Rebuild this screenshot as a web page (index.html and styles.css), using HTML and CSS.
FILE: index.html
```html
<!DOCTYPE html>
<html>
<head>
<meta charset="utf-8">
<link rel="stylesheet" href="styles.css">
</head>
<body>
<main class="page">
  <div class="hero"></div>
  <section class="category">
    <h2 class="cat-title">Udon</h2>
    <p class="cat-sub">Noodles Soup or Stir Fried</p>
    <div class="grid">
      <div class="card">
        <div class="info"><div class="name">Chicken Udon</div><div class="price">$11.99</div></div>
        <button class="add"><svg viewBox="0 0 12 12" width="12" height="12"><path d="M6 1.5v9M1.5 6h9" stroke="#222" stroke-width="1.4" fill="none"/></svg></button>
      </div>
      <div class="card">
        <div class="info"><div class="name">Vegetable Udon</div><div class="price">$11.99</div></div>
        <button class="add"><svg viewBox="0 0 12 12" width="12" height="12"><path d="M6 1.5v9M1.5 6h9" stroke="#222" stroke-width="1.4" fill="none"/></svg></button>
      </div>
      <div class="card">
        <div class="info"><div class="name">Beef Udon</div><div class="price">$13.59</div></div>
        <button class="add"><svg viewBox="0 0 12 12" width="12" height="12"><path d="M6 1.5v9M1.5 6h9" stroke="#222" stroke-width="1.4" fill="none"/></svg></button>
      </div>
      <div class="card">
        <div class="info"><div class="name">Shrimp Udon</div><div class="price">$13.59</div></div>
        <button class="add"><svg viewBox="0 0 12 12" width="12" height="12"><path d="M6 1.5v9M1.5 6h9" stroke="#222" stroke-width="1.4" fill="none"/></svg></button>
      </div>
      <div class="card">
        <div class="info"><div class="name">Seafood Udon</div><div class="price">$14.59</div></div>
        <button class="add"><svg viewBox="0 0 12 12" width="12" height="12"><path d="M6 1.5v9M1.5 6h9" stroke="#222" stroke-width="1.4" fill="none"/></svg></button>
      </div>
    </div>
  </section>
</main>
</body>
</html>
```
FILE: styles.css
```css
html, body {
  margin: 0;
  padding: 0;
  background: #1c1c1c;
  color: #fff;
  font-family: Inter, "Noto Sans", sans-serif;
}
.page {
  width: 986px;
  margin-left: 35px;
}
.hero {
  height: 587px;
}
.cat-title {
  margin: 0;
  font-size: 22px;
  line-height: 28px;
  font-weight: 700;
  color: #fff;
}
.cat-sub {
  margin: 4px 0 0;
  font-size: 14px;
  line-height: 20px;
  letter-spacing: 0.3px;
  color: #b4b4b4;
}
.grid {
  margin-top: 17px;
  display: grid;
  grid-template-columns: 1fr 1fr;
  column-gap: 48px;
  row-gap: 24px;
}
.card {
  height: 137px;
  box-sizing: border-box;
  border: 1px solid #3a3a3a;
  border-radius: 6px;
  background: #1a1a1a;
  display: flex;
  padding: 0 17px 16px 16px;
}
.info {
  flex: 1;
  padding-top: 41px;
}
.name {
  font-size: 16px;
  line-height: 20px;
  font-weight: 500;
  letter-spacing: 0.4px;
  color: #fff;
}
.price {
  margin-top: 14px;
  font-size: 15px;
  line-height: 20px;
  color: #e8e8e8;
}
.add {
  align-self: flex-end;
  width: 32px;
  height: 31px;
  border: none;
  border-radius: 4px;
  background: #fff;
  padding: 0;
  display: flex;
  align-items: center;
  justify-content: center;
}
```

################

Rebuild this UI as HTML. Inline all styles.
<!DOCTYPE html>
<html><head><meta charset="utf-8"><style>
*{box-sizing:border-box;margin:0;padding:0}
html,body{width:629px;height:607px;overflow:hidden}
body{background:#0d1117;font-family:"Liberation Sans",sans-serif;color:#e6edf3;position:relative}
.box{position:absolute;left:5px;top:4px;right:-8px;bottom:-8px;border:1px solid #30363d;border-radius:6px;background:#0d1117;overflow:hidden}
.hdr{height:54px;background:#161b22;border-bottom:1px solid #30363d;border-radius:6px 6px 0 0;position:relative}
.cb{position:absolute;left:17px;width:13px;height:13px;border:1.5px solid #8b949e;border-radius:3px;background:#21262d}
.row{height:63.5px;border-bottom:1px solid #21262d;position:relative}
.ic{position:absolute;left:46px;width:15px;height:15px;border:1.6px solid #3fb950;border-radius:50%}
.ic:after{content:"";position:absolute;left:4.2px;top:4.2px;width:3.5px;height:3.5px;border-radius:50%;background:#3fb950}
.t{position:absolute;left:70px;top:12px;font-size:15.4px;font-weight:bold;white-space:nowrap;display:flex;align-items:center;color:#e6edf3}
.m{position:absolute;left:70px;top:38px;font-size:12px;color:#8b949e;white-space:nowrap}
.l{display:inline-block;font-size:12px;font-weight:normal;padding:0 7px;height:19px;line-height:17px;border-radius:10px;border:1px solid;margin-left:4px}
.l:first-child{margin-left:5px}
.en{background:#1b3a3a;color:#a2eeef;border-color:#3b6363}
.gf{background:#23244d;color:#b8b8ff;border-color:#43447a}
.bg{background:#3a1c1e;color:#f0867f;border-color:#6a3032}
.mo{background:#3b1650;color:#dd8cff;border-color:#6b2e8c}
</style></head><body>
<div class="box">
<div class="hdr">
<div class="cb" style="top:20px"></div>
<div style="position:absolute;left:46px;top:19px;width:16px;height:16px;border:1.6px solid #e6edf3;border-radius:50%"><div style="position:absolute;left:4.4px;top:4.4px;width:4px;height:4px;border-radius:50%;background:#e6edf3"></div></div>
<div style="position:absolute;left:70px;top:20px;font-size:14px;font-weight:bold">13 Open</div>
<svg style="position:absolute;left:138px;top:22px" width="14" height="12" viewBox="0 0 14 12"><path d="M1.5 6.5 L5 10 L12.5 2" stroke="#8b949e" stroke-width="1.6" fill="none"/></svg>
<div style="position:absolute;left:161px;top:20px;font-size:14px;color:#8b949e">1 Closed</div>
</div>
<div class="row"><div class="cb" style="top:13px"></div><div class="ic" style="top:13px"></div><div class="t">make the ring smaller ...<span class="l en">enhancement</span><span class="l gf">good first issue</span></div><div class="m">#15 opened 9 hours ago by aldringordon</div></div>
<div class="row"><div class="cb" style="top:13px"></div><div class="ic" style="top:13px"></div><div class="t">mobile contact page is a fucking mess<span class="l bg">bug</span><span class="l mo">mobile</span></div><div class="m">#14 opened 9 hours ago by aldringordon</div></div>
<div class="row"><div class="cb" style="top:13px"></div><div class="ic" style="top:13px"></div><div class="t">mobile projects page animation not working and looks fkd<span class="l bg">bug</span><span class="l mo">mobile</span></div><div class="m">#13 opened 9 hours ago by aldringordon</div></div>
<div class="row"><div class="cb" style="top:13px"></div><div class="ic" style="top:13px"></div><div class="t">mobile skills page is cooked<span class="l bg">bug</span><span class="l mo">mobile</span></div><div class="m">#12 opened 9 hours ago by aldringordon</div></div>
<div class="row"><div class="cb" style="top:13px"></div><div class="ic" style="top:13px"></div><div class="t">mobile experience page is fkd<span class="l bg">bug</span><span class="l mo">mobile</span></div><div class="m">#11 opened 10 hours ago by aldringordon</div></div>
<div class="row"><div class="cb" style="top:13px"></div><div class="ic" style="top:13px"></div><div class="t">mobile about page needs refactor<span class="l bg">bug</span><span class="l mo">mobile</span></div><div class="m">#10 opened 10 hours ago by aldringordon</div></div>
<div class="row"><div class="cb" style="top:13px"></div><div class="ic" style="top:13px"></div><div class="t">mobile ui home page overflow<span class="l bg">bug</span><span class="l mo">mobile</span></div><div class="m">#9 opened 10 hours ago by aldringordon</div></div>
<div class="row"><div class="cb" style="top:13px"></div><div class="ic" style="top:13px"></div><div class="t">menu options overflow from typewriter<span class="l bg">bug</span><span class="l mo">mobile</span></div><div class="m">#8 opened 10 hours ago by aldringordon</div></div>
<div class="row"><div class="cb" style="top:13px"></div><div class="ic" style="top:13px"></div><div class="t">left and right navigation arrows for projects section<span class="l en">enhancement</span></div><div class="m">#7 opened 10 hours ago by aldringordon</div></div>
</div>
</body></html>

################

◆ Task to complete ◆
Copy all lines above containing the string "Rebuild".

◆ The response ◆
Rebuild this screenshot as a web page (index.html and styles.css), using HTML and CSS.
Rebuild this UI as HTML. Inline all styles.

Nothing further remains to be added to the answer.